0
votes

I have arangodb 3.1.16 installed on an AWS C4 Instance. I have a Foxx Service trying to run in production. It is getting an average of 10 packets of 200 octets per second, and returning a flow of 20 packets of 200 octets per second.

Each time I start running my process, the foxx service runs with consistent performance for an hour and then suddenly stops. I do not have access to my foxx api anymore : all requests get connection timeout errors, and do not print on the foxx logs. I do not have access to the web interface anymore : the page just doesn’t load.

After a minute or so, the foxx logs show me an error message : 'ArangoError 18: lock timeout’

After an other minute the logs show me requests that are usually fast but took a very long time (WARNING {queries} slow query: took: 1770.862498)

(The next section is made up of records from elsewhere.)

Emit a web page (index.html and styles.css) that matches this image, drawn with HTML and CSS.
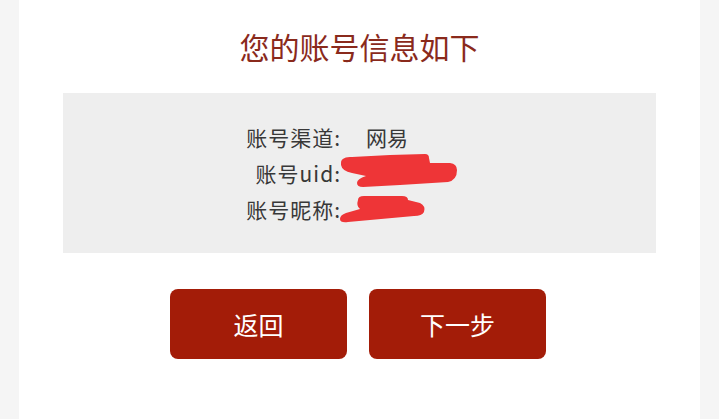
FILE: index.html
```html
<!DOCTYPE html>
<html lang="zh">
<head>
<meta charset="utf-8">
<title>账号信息</title>
<link rel="stylesheet" href="styles.css">
</head>
<body>
<div class="card">
  <h1 class="title">您的账号信息如下</h1>
  <div class="info">
    <div class="rows">
      <div class="label">账号渠道:</div>
      <div class="value"><span class="channel">网易</span></div>
      <div class="label">账号uid:</div>
      <div class="value">
        <svg class="redact r1" width="124" height="40" viewBox="0 0 124 40">
          <path fill="#ee3537" d="M3 10 C3 5 8 4 14 4 L52 2 L87 1 Q91 1 91 5 L92 10 L112 10 Q119 11 119 17 Q119 27 110 29 L62 32 L25 34 Q19 34 19 30 Q19 26 28 23 L14 20 Q4 18 3 12 Z"/>
        </svg>
      </div>
      <div class="label">账号昵称:</div>
      <div class="value">
        <svg class="redact r2" width="96" height="34" viewBox="0 0 96 34">
          <path fill="#ee3537" d="M22 8 Q22 4 28 4 L66 4 Q72 4 72 8 L84 11 Q90 14 88 20 Q86 24 78 24 L12 30 Q4 31 4 27 Q4 23 10 21 L24 17 Q20 14 22 8 Z"/>
        </svg>
      </div>
    </div>
  </div>
  <div class="actions">
    <button class="btn">返回</button>
    <button class="btn">下一步</button>
  </div>
</div>
</body>
</html>
```
FILE: styles.css
```css
html, body {
  margin: 0;
  padding: 0;
  background: #f5f5f5;
  height: 100%;
}
body {
  font-family: "Noto Sans CJK SC", "Noto Sans", sans-serif;
  overflow: hidden;
}
.card {
  margin: 0 19px;
  width: 681px;
  height: 419px;
  background: #ffffff;
  box-sizing: border-box;
  padding: 0 44px;
}
.title {
  margin: 0;
  height: 93px;
  line-height: 93px;
  text-align: center;
  font-size: 30px;
  font-weight: 400;
  color: #8a2a1c;
}
.info {
  height: 160px;
  background: #eeeeee;
  display: flex;
  align-items: center;
}
.rows {
  display: grid;
  grid-template-columns: 278px 1fr;
  width: 100%;
  font-size: 21px;
  line-height: 36px;
  color: #383838;
}
.label {
  text-align: right;
  letter-spacing: 1px;
}
.value {
  position: relative;
}
.channel {
  padding-left: 25px;
}
.redact {
  position: absolute;
  display: block;
}
.r1 {
  left: -3px;
  top: -2px;
}
.r2 {
  left: -5px;
  top: 1px;
}
.actions {
  margin-top: 36px;
  padding-right: 3px;
  display: flex;
  justify-content: center;
  gap: 22px;
}
.btn {
  width: 177px;
  height: 70px;
  border: none;
  border-radius: 8px;
  background: #a31c08;
  color: #ffffff;
  font-family: "Noto Sans CJK SC", "Noto Sans", sans-serif;
  font-size: 25px;
  padding: 0;
}
```
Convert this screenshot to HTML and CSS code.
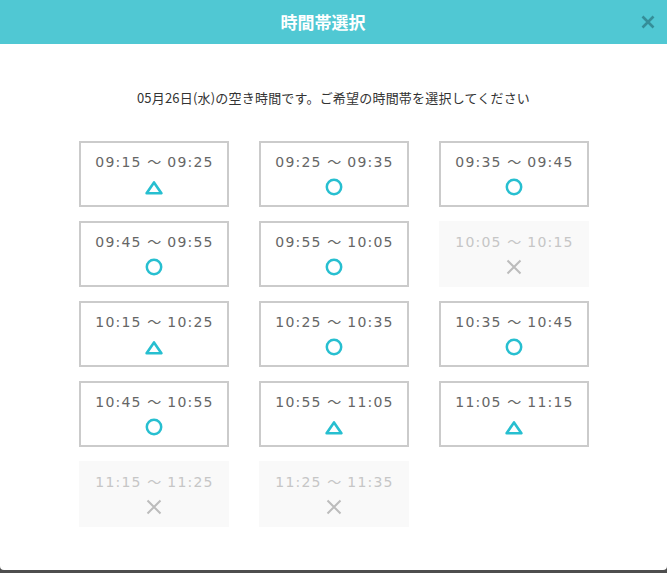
FILE: index.html
```html
<!DOCTYPE html>
<html lang="ja">
<head>
<meta charset="utf-8">
<title>時間帯選択</title>
<link rel="stylesheet" href="styles.css">
</head>
<body>
<div class="modal">
  <header class="modal-header">
    <h1 class="modal-title">時間帯選択</h1>
    <button class="close" aria-label="閉じる">
      <svg width="16" height="16" viewBox="0 0 16 16"><path d="M2.5 2.5L13.5 13.5M13.5 2.5L2.5 13.5" stroke="currentColor" stroke-width="2.6" stroke-linecap="butt"/></svg>
    </button>
  </header>
  <div class="modal-body">
    <p class="lead">05月26日(水)の空き時間です。ご希望の時間帯を選択してください</p>
    <div class="slots">
      <div class="slot"><span class="time">09:15 <span class="wave">〜</span> 09:25</span><svg class="icon tri" viewBox="0 0 18 18"><polygon points="9,4.4 16.4,15.2 1.6,15.2"/></svg></div>
      <div class="slot"><span class="time">09:25 <span class="wave">〜</span> 09:35</span><svg class="icon circ" viewBox="0 0 18 18"><circle cx="9" cy="9" r="7.2"/></svg></div>
      <div class="slot"><span class="time">09:35 <span class="wave">〜</span> 09:45</span><svg class="icon circ" viewBox="0 0 18 18"><circle cx="9" cy="9" r="7.2"/></svg></div>

      <div class="slot"><span class="time">09:45 <span class="wave">〜</span> 09:55</span><svg class="icon circ" viewBox="0 0 18 18"><circle cx="9" cy="9" r="7.2"/></svg></div>
      <div class="slot"><span class="time">09:55 <span class="wave">〜</span> 10:05</span><svg class="icon circ" viewBox="0 0 18 18"><circle cx="9" cy="9" r="7.2"/></svg></div>
      <div class="slot full"><span class="time">10:05 <span class="wave">〜</span> 10:15</span><svg class="icon cross" viewBox="0 0 18 18"><path d="M2.5 2.5L15.5 15.5M15.5 2.5L2.5 15.5"/></svg></div>

      <div class="slot"><span class="time">10:15 <span class="wave">〜</span> 10:25</span><svg class="icon tri" viewBox="0 0 18 18"><polygon points="9,4.4 16.4,15.2 1.6,15.2"/></svg></div>
      <div class="slot"><span class="time">10:25 <span class="wave">〜</span> 10:35</span><svg class="icon circ" viewBox="0 0 18 18"><circle cx="9" cy="9" r="7.2"/></svg></div>
      <div class="slot"><span class="time">10:35 <span class="wave">〜</span> 10:45</span><svg class="icon circ" viewBox="0 0 18 18"><circle cx="9" cy="9" r="7.2"/></svg></div>

      <div class="slot"><span class="time">10:45 <span class="wave">〜</span> 10:55</span><svg class="icon circ" viewBox="0 0 18 18"><circle cx="9" cy="9" r="7.2"/></svg></div>
      <div class="slot"><span class="time">10:55 <span class="wave">〜</span> 11:05</span><svg class="icon tri" viewBox="0 0 18 18"><polygon points="9,4.4 16.4,15.2 1.6,15.2"/></svg></div>
      <div class="slot"><span class="time">11:05 <span class="wave">〜</span> 11:15</span><svg class="icon tri" viewBox="0 0 18 18"><polygon points="9,4.4 16.4,15.2 1.6,15.2"/></svg></div>

      <div class="slot full"><span class="time">11:15 <span class="wave">〜</span> 11:25</span><svg class="icon cross" viewBox="0 0 18 18"><path d="M2.5 2.5L15.5 15.5M15.5 2.5L2.5 15.5"/></svg></div>
      <div class="slot full"><span class="time">11:25 <span class="wave">〜</span> 11:35</span><svg class="icon cross" viewBox="0 0 18 18"><path d="M2.5 2.5L15.5 15.5M15.5 2.5L2.5 15.5"/></svg></div>
    </div>
  </div>
</div>
</body>
</html>
```

FILE: styles.css
```css
html, body {
  margin: 0;
  padding: 0;
}
body {
  background: #4e4e4e;
  font-family: "Noto Sans CJK JP", "Noto Sans", sans-serif;
}
.modal {
  height: 570px;
  background: #fff;
  border-radius: 0 0 4px 4px;
  overflow: hidden;
}
.modal-header {
  height: 44px;
  background: #50c8d3;
  display: flex;
  align-items: center;
  padding-right: 10px;
}
.modal-title {
  flex: 1;
  margin: 0;
  padding-left: 7px;
  text-align: center;
  color: #fff;
  font-size: 17px;
  font-weight: bold;
  line-height: 44px;
}
.close {
  width: 18px;
  height: 18px;
  padding: 0;
  margin: 0;
  border: 0;
  background: transparent;
  color: rgba(20, 70, 80, 0.45);
  display: flex;
  align-items: center;
  justify-content: center;
}
.modal-body {
  padding-top: 44px;
}
.lead {
  margin: 0;
  text-align: center;
  font-size: 13px;
  letter-spacing: 0.2px;
  line-height: 20px;
  color: #333;
}
.slots {
  margin-top: 33px;
  display: grid;
  grid-template-columns: repeat(3, 150px);
  column-gap: 30px;
  row-gap: 14px;
  justify-content: center;
  padding-left: 1px;
}
.slot {
  box-sizing: border-box;
  height: 66px;
  border: 2px solid #cbcbcb;
  padding-top: 8px;
  display: flex;
  flex-direction: column;
  align-items: center;
  background: #fff;
}
.slot.full {
  border-color: #f9f9f9;
  background: #f9f9f9;
}
.time {
  font-family: "DejaVu Sans", Verdana, sans-serif;
  font-size: 14px;
  letter-spacing: 1.2px;
  line-height: 21px;
  color: #666;
  padding-left: 1px;
}
.wave {
  font-family: "Noto Sans CJK JP", sans-serif;
  letter-spacing: 0.4px;
}
.slot.full .time {
  color: #c6c6c6;
}
.icon {
  width: 18px;
  height: 18px;
  margin-top: 5px;
  fill: none;
}
.icon.tri polygon {
  stroke: #27bfd0;
  stroke-width: 2.6;
  stroke-linejoin: round;
}
.icon.circ circle {
  stroke: #27bfd0;
  stroke-width: 2.5;
}
.icon.cross path {
  stroke: #bcbcbc;
  stroke-width: 2;
}
```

Using "journalctl -xe", I learned that after a foreign IP tried to connect, I got = "Job dev-xvdb.device/start timed out"

I managed to restart arango using :

ps -eaf |grep arangod
sudo kill #
sudo apt-get --reinstall install arangodb3=3.1.16

How can I solve this recurring issue ?

"journalctl -xe" gives me :

Apr 04 15:03:10 my-ip systemd[1]: arangodb3.service: Failed with result 'exit-code’.
-- Subject: Unit arangodb3.service has begun start-up
-- Defined-By: systemd
-- Support: http://lists.freedesktop.org/mailman/listinfo/systemd-devel
-- 
-- Unit arangodb3.service has begun starting up.
Apr 04 15:03:10 my-ip arangodb3[11481]:  * Starting arango database server arangod
Apr 04 15:03:10 my-ip arangodb3[11481]:  * database version check failed, maybe you need to run 'upgrade'?
Apr 04 15:03:10 my-ip systemd[1]: arangodb3.service: Control process exited, code=exited status=1
Apr 04 15:03:10 my-ip systemd[1]: Failed to start LSB: arangodb.
-- Subject: Unit arangodb3.service has failed
-- Defined-By: systemd
-- Support: http://lists.freedesktop.org/mailman/listinfo/systemd-devel
-- 
-- Unit arangodb3.service has failed.
-- 
-- The result is failed.
Apr 04 15:03:10 my-ip systemd[1]: arangodb3.service: Unit entered failed state.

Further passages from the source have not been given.